Required work :: Set down the full listing exactly as given. Any pictures are to be left out.

+ + + + +

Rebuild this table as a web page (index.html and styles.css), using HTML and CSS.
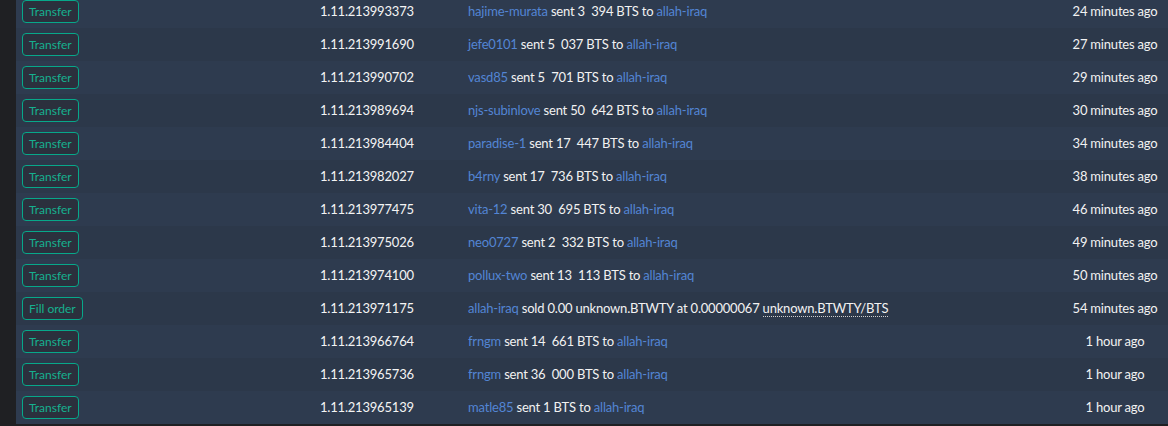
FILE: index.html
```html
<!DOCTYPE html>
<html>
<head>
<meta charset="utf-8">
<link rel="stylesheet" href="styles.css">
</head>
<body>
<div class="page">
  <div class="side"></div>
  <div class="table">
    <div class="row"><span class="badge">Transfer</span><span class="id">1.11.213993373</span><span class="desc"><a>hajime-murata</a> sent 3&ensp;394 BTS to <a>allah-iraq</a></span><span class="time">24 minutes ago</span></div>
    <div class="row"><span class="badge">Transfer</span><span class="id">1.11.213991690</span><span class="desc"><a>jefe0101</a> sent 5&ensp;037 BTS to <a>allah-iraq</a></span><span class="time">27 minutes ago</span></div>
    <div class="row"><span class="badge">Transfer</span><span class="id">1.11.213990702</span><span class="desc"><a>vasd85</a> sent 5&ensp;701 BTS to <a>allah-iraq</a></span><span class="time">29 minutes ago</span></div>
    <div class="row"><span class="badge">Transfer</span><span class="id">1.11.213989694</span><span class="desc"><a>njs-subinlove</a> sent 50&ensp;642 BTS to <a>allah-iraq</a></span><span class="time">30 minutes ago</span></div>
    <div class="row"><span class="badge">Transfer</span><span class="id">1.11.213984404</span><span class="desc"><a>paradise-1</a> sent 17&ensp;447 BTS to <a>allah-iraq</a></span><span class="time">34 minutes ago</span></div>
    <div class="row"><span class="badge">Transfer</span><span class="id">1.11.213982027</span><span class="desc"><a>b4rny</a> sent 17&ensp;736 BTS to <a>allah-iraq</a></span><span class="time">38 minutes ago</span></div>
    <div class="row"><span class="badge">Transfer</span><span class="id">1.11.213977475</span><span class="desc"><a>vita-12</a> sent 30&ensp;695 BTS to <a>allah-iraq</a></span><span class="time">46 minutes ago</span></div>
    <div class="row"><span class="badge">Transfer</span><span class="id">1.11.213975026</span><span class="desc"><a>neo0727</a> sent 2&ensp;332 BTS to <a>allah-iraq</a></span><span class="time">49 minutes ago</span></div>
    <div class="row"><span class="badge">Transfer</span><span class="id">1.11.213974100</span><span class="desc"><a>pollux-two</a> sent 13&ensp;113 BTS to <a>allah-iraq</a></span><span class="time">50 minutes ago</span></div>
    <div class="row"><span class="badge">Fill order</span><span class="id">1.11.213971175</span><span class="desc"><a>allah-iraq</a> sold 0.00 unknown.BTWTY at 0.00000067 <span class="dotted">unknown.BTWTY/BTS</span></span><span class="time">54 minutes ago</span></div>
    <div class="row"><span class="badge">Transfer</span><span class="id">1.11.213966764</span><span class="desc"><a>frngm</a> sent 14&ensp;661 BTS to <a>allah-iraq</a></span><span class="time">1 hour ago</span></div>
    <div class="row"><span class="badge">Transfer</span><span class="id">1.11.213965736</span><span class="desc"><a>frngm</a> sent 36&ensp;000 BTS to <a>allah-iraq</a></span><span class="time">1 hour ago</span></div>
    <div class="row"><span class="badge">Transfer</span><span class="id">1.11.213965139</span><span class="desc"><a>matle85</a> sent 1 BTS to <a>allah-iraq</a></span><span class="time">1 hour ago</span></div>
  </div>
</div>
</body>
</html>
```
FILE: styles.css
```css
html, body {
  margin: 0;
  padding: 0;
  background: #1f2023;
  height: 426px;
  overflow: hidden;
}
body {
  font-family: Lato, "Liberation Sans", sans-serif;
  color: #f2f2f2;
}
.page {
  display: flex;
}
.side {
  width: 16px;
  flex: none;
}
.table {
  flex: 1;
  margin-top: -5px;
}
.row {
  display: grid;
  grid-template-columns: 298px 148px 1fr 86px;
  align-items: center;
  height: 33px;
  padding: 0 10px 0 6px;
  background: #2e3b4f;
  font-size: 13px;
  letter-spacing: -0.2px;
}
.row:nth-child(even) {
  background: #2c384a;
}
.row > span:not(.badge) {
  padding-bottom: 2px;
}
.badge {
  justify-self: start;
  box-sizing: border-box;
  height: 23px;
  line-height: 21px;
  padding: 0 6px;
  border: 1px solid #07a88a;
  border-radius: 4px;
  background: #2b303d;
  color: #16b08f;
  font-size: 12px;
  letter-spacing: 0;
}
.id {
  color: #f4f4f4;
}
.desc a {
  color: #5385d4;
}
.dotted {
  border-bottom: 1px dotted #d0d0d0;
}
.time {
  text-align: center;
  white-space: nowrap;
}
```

+ + + + +

Full output ::
Rebuild this table as a web page (index.html and styles.css), using HTML and CSS.
FILE: index.html
```html
<!DOCTYPE html>
<html>
<head>
<meta charset="utf-8">
<link rel="stylesheet" href="styles.css">
</head>
<body>
<div class="page">
  <div class="side"></div>
  <div class="table">
    <div class="row"><span class="badge">Transfer</span><span class="id">1.11.213993373</span><span class="desc"><a>hajime-murata</a> sent 3&ensp;394 BTS to <a>allah-iraq</a></span><span class="time">24 minutes ago</span></div>
    <div class="row"><span class="badge">Transfer</span><span class="id">1.11.213991690</span><span class="desc"><a>jefe0101</a> sent 5&ensp;037 BTS to <a>allah-iraq</a></span><span class="time">27 minutes ago</span></div>
    <div class="row"><span class="badge">Transfer</span><span class="id">1.11.213990702</span><span class="desc"><a>vasd85</a> sent 5&ensp;701 BTS to <a>allah-iraq</a></span><span class="time">29 minutes ago</span></div>
    <div class="row"><span class="badge">Transfer</span><span class="id">1.11.213989694</span><span class="desc"><a>njs-subinlove</a> sent 50&ensp;642 BTS to <a>allah-iraq</a></span><span class="time">30 minutes ago</span></div>
    <div class="row"><span class="badge">Transfer</span><span class="id">1.11.213984404</span><span class="desc"><a>paradise-1</a> sent 17&ensp;447 BTS to <a>allah-iraq</a></span><span class="time">34 minutes ago</span></div>
    <div class="row"><span class="badge">Transfer</span><span class="id">1.11.213982027</span><span class="desc"><a>b4rny</a> sent 17&ensp;736 BTS to <a>allah-iraq</a></span><span class="time">38 minutes ago</span></div>
    <div class="row"><span class="badge">Transfer</span><span class="id">1.11.213977475</span><span class="desc"><a>vita-12</a> sent 30&ensp;695 BTS to <a>allah-iraq</a></span><span class="time">46 minutes ago</span></div>
    <div class="row"><span class="badge">Transfer</span><span class="id">1.11.213975026</span><span class="desc"><a>neo0727</a> sent 2&ensp;332 BTS to <a>allah-iraq</a></span><span class="time">49 minutes ago</span></div>
    <div class="row"><span class="badge">Transfer</span><span class="id">1.11.213974100</span><span class="desc"><a>pollux-two</a> sent 13&ensp;113 BTS to <a>allah-iraq</a></span><span class="time">50 minutes ago</span></div>
    <div class="row"><span class="badge">Fill order</span><span class="id">1.11.213971175</span><span class="desc"><a>allah-iraq</a> sold 0.00 unknown.BTWTY at 0.00000067 <span class="dotted">unknown.BTWTY/BTS</span></span><span class="time">54 minutes ago</span></div>
    <div class="row"><span class="badge">Transfer</span><span class="id">1.11.213966764</span><span class="desc"><a>frngm</a> sent 14&ensp;661 BTS to <a>allah-iraq</a></span><span class="time">1 hour ago</span></div>
    <div class="row"><span class="badge">Transfer</span><span class="id">1.11.213965736</span><span class="desc"><a>frngm</a> sent 36&ensp;000 BTS to <a>allah-iraq</a></span><span class="time">1 hour ago</span></div>
    <div class="row"><span class="badge">Transfer</span><span class="id">1.11.213965139</span><span class="desc"><a>matle85</a> sent 1 BTS to <a>allah-iraq</a></span><span class="time">1 hour ago</span></div>
  </div>
</div>
</body>
</html>
```
FILE: styles.css
```css
html, body {
  margin: 0;
  padding: 0;
  background: #1f2023;
  height: 426px;
  overflow: hidden;
}
body {
  font-family: Lato, "Liberation Sans", sans-serif;
  color: #f2f2f2;
}
.page {
  display: flex;
}
.side {
  width: 16px;
  flex: none;
}
.table {
  flex: 1;
  margin-top: -5px;
}
.row {
  display: grid;
  grid-template-columns: 298px 148px 1fr 86px;
  align-items: center;
  height: 33px;
  padding: 0 10px 0 6px;
  background: #2e3b4f;
  font-size: 13px;
  letter-spacing: -0.2px;
}
.row:nth-child(even) {
  background: #2c384a;
}
.row > span:not(.badge) {
  padding-bottom: 2px;
}
.badge {
  justify-self: start;
  box-sizing: border-box;
  height: 23px;
  line-height: 21px;
  padding: 0 6px;
  border: 1px solid #07a88a;
  border-radius: 4px;
  background: #2b303d;
  color: #16b08f;
  font-size: 12px;
  letter-spacing: 0;
}
.id {
  color: #f4f4f4;
}
.desc a {
  color: #5385d4;
}
.dotted {
  border-bottom: 1px dotted #d0d0d0;
}
.time {
  text-align: center;
  white-space: nowrap;
}
```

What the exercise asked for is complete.